The Bill, which was introduced in Parliament in the winter session, was referred back to the committee to suggest further changes after the main opposition, the Bharatiya Janata Party (BJP), opposed the draft law.

The standing committee, headed by BJP leader and former finance minister Yashwant Sinha, had given its report in August 2010.

“The committee’s main contention was that some of its recommendations were not incorporated in the final Bill that was introduced in Parliament in December,” said an MCA official. “Accordingly, we are preparing a list of recommendations made by the committee, those taken as part of the Bill fully or partially and those not taken.”

The Bill was earlier introduced in Parliament in 2009. Since Parliament was dissolved because of general elections in the same year, the Bill had lapsed.

MCA has been struggling to reintroduce the Bill since the Congress-led United Progressive Alliance came back to power in 2009. Meanwhile, MCA introduced changes in 2011, most of which were based on the recommendations of the standing committee under Sinha.

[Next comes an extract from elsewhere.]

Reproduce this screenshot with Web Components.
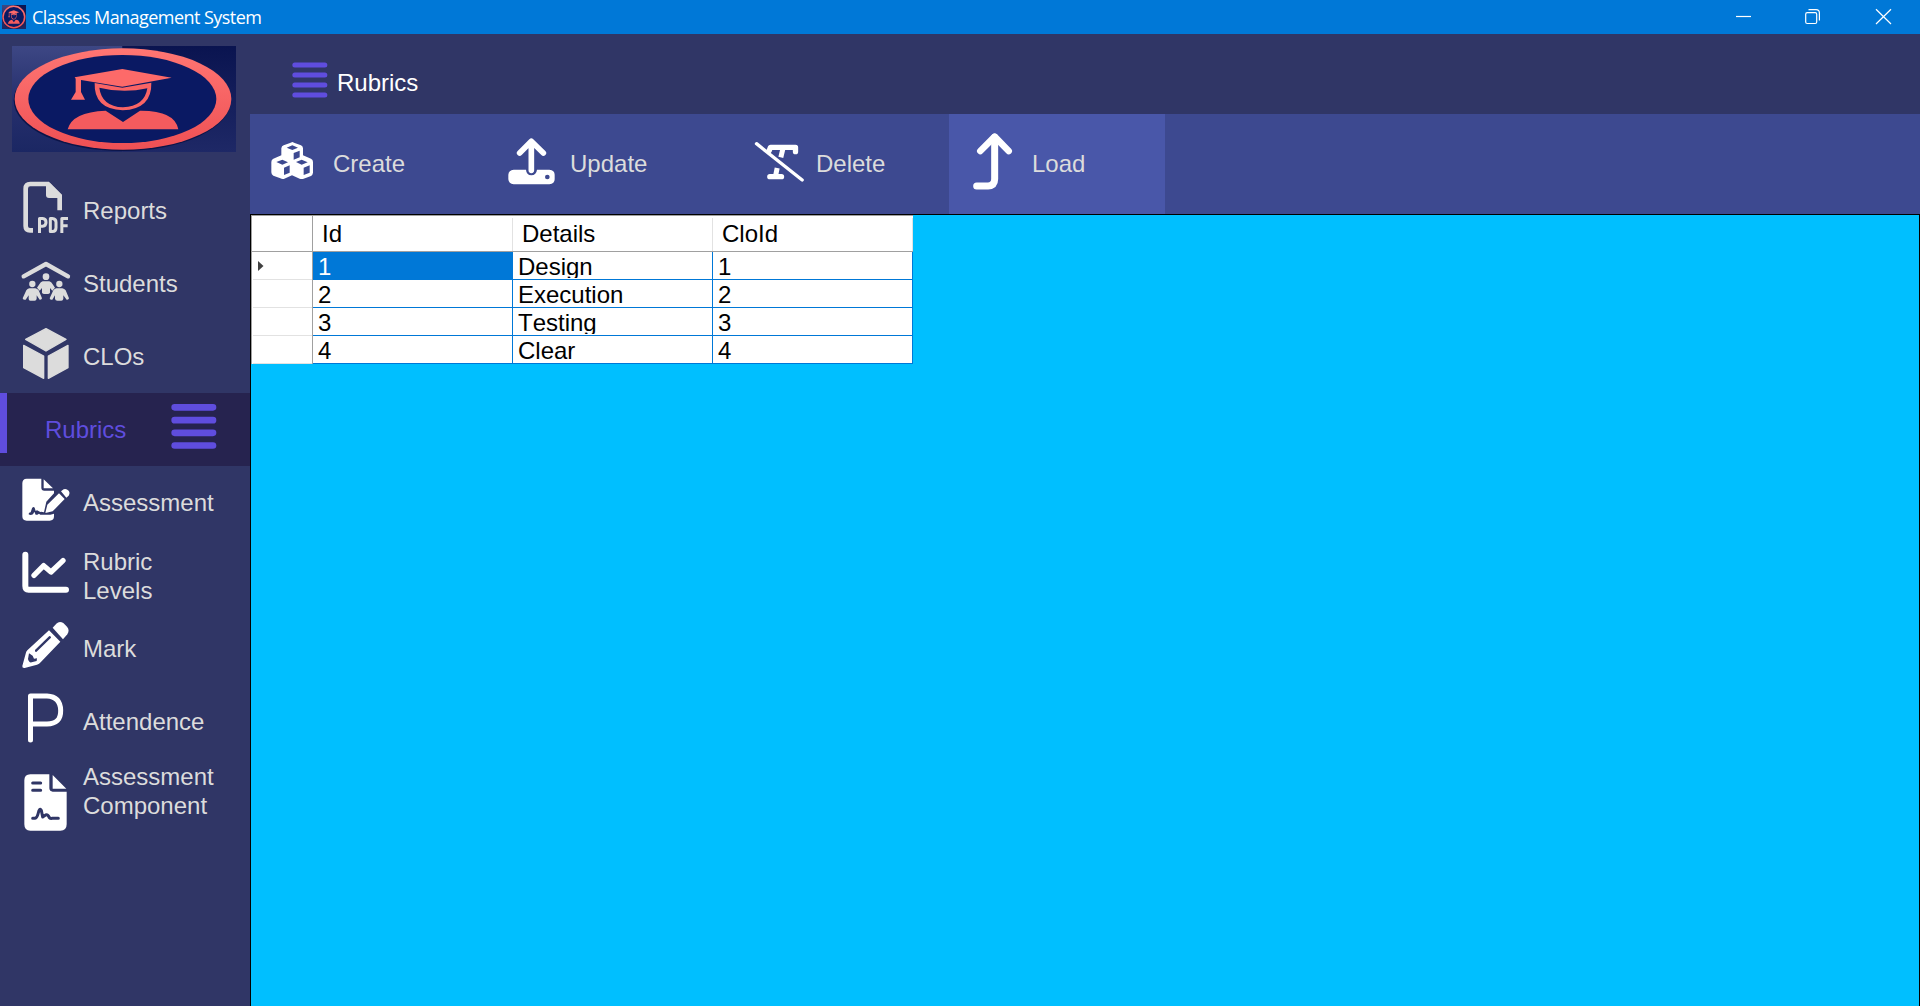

In December, the BJP, in a meeting with finance minister Pranab Mukherjee, had said that some recommendations made by the standing committee were not incorporated by the ministry.

“This is not true. Most of its recommendations were accepted and, therefore, the 2011 Bill is an update on the one introduced in 2009,” said the other MCA official.

There are no major deviations in the draft law from the recommendations made by the standing committee, according to Pavan Kumar Vijay, managing director of Corporate Professionals India Pvt. Ltd, which advises professionals and companies on corporate governance issues. “Out of the 167-odd suggestions made by the committee, more than 155 have been accepted and incorporated in the Companies Bill, 2011. And it was unfair to stall the passage of the Bill for minor issues in the last session of Parliament,” said Vijay.

Work on a new Companies Bill started in 2004 when MCA appointed J.J. Irani, a former director with Tata Steel and Tata Sons, to head the expert group to draft the new Companies Bill.

According to Vijay, some of the recommendations of the committee, which were partially accepted, included increasing minimum paid-up capital for incorporating a public company.

The committee’s recommendation that disclosure of the time of payment of the first dividend and the expected rate of dividend should be provided in the prospectus has not been accepted by the ministry.

Again, while the standing committee had suggested rotation of auditors to be provided in a particular clause, the Bill has said classes of companies, where the auditor shall retire after a fixed period, will be prescribed.

In case of directors of publicly traded companies, while the standing committee has said that a person can represent not more than five companies, MCA has not provisioned for any such limit but has said shareholders can impose such a restriction.

Corporate affairs minister Veerappa Moily is optimistic about introducing the Bill in the budget session, which according to Mukherjee will start in March.

“They (standing committee members) have told me that they will send it back in a month’s time and allow me to present it in Parliament in the budget session,” Moily said last week on the sidelines of a conference on corporate social responsibility.

Sinha could not be immediately reached for comments.